|M.Sc Student||Eliahu Adi|
|Subject||Programmable Processing-in-Memory Memristive Architectures|
|Department||Department of Electrical and Computer Engineering||Supervisor||ASSOCIATE PROF. Shahar Kvatinsky|
|Full Thesis text|
The von Neumann architecture, in which the memory and the computation units are separated, demands massive data traffic between the memory and the CPU.
To reduce data movement, new technologies and computer architectures have been explored. The use of memristors, which are devices with both memory and computation capabilities, has been considered for different processing-in-memory (PIM) solutions. Two main PIM approaches have been discussed in the literature. The first approach uses memristive stateful logic for digital PIM systems, and the second one uses memristors for analog computation, e.g., vector-matrix multiplication.
Since the memristors are emerging devices that enable new computing paradigms, memristive architectures are still in their early stage of development, and there are difficulties that accompany the integration of these devices in different computer architectures. The integration is even more challenging in programmable architectures, which only recently started to incorporate memristors in them, since until recently, the research has mainly focused in the circuit design aspect.
In this dissertation, two programmable PIM architectures and the challenges associated with integrating memristors in them are discussed.
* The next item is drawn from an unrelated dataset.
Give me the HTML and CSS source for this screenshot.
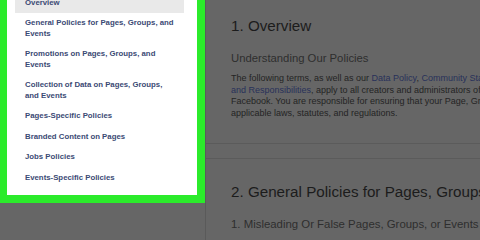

The first architecture, AbstractPIM, is a general-purpose architecture that uses memristors to perform in-memory computation. Previous efforts to design such architecture have focused on a specific stateful logic family, and on optimizing the execution for a certain target machine. These solutions require new compilation when changing the target machine, and provide no backward compatibility with other target machines. In AbstractPIM, a new compilation concept and flow which enables executing any function within the memory are presented, using different stateful logic families and different instruction set architectures (ISAs). By separating the code generation into two independent components, intermediate representation of the code using target independent ISA and then microcode generation for a specific target machine, a flexible flow with backward compatibility, which lays foundations for a PIM compiler, is provided.
Using AbstractPIM, various logic technologies and ISAs and how they impact each other are explored. In addition, the challenges associated with it, such as the increase in execution time, are discussed.
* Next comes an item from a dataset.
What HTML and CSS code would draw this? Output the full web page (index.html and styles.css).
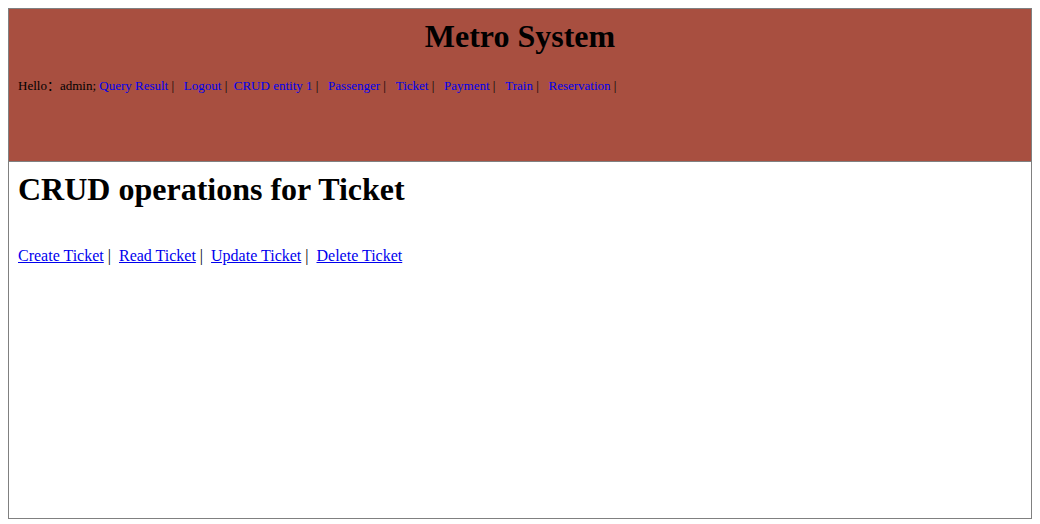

The second programmable architecture discussed in this dissertation, multiPULPly, is an application-specific, ultra-low-power neural network accelerator.
Computationally-intensive neural network applications often need to run on resource-limited low-power devices. Numerous hardware memristive accelerators have been developed to speed up the performance of neural network applications and reduce power consumption; however, most focus on data centers and full-fledged systems. Acceleration in ultra-low-power systems has been only partially addressed.
This dissertation presents multiPULPly, an accelerator which integrates memristive technologies within standard low-power CMOS technology to accelerate multiplication in neural network inference on ultra-low-power systems, is presented.
This accelerator was designated for PULP, an open-source microcontroller system that uses low-power RISC-V processors. Memristors were integrated into the accelerator to enable power consumption only when the memory is active, to continue the task with no context-restoring overhead, and to enable highly-parallel analog multiplication. To reduce the energy consumption, dataflows that handle common multiplication scenarios and are tailored for the suggested architecture are used.